Haçlı Siyonist ittifakıyla kurulduğu, nerdeyse şüphe götürmeyecek şekilde ortaya çıkan Fetö örgütü, çok yönlü zararlara sebep oldu. Bu zararlarından biri de İslami ıstılahlara ve bu ıstılahlardan çok önemli olan cemaat gerçeğine verdiği zarardır. Elli altmış yıldır, İslam’ın tüm ıstılahlarını tepe tepe kullanan bu ihanet şebekesi, maalesef bu ıstılahlardan bir kısmının içini boşalttı, nicelerini de ters yüz etti.

İşte o karartılan ıstılahlardan biri de “cemaat” tır.

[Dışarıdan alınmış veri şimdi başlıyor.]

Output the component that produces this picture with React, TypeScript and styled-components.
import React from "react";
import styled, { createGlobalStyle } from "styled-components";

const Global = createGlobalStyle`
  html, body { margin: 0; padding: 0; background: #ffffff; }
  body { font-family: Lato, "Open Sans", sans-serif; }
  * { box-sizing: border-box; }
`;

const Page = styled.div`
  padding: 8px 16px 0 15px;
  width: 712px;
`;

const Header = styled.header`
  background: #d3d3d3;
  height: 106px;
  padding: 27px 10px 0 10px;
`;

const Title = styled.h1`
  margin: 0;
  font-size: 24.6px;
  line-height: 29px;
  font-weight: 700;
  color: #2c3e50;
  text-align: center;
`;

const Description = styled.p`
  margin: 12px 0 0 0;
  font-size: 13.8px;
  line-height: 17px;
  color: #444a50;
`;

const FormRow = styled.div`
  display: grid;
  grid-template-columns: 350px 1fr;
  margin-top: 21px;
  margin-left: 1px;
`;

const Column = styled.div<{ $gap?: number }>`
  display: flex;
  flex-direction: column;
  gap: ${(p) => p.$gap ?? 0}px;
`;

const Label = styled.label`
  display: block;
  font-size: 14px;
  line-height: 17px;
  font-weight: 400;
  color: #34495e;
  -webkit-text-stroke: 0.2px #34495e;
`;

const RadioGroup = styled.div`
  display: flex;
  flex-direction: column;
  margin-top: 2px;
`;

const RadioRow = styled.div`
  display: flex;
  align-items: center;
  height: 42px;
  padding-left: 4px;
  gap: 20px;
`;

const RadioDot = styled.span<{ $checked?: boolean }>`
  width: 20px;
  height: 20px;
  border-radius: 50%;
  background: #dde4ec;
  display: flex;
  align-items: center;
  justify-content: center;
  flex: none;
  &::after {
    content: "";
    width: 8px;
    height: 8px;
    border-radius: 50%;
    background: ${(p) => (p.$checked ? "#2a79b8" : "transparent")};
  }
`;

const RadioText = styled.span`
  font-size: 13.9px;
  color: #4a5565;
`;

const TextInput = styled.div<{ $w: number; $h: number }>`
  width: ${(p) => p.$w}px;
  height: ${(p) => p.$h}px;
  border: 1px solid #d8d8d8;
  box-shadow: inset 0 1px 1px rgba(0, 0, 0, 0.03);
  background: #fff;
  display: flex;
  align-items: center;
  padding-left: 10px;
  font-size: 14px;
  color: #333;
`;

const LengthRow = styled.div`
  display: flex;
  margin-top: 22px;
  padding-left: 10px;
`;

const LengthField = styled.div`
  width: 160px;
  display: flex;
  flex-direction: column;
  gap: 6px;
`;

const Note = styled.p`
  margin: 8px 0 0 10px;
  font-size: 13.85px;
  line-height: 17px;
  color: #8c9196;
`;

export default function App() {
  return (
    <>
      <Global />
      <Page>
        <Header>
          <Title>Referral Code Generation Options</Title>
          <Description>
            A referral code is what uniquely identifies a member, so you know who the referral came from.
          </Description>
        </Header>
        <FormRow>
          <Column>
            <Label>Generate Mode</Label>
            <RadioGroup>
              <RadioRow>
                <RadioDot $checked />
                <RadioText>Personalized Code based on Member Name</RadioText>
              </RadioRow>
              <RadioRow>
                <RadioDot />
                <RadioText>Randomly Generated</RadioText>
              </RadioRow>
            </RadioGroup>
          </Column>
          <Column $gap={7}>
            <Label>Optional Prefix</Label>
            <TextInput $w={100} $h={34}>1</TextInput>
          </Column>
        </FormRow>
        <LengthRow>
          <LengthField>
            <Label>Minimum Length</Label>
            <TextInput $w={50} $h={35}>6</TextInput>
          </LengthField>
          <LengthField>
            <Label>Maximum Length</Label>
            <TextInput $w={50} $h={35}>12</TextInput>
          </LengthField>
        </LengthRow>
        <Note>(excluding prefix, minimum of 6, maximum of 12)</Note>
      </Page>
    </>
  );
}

Hâlbuki Cemaatsel çalışma nebevi metodun ta kendisidir. Bilindiği üzere her peygamber işe cemaatleşerek başlamıştır. Yüz yirmi dört bin Peygamber gelip geçmiş. Bu peygamberlerden hiçbiri, kendi zamanının genelkurmayı, askeri idaresi, orduları veya üst düzey bürokratlarıyla anlaşma yaparak, tepeden inme darbeyle gelmemiştir. Aksine onlar, vahyin öğretilerini yüreklere ve akıllara ilmek ilmek örmüş ve tamamen fıtri olan ve gönüllü rızaya dayanan fetihler gerçekleştirmişlerdir.

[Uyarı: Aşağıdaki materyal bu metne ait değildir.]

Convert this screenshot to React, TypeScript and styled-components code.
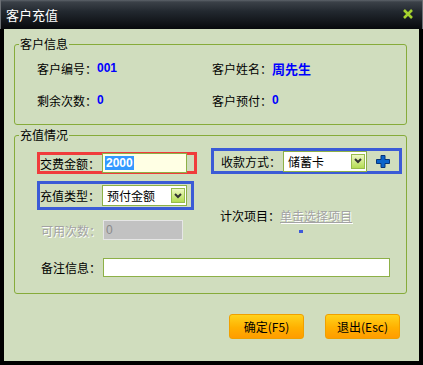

Toplumsal değişim veya yürek fethinin formülü: “Müslüman fert, Müslüman aile, Müslüman toplum”… Çünkü toplum ailelerden, aileler de fertlerden meydana gelir. Dolayısıyla bir yandan kâmil manada Müslüman ferdi oluşturmaya çalışırken, diğer yandan Müslüman aileleri de oluşturmaya çalışacağız. Tabi bu, aynı zamanda kâmil manada Müslüman toplumun da inşası demektir.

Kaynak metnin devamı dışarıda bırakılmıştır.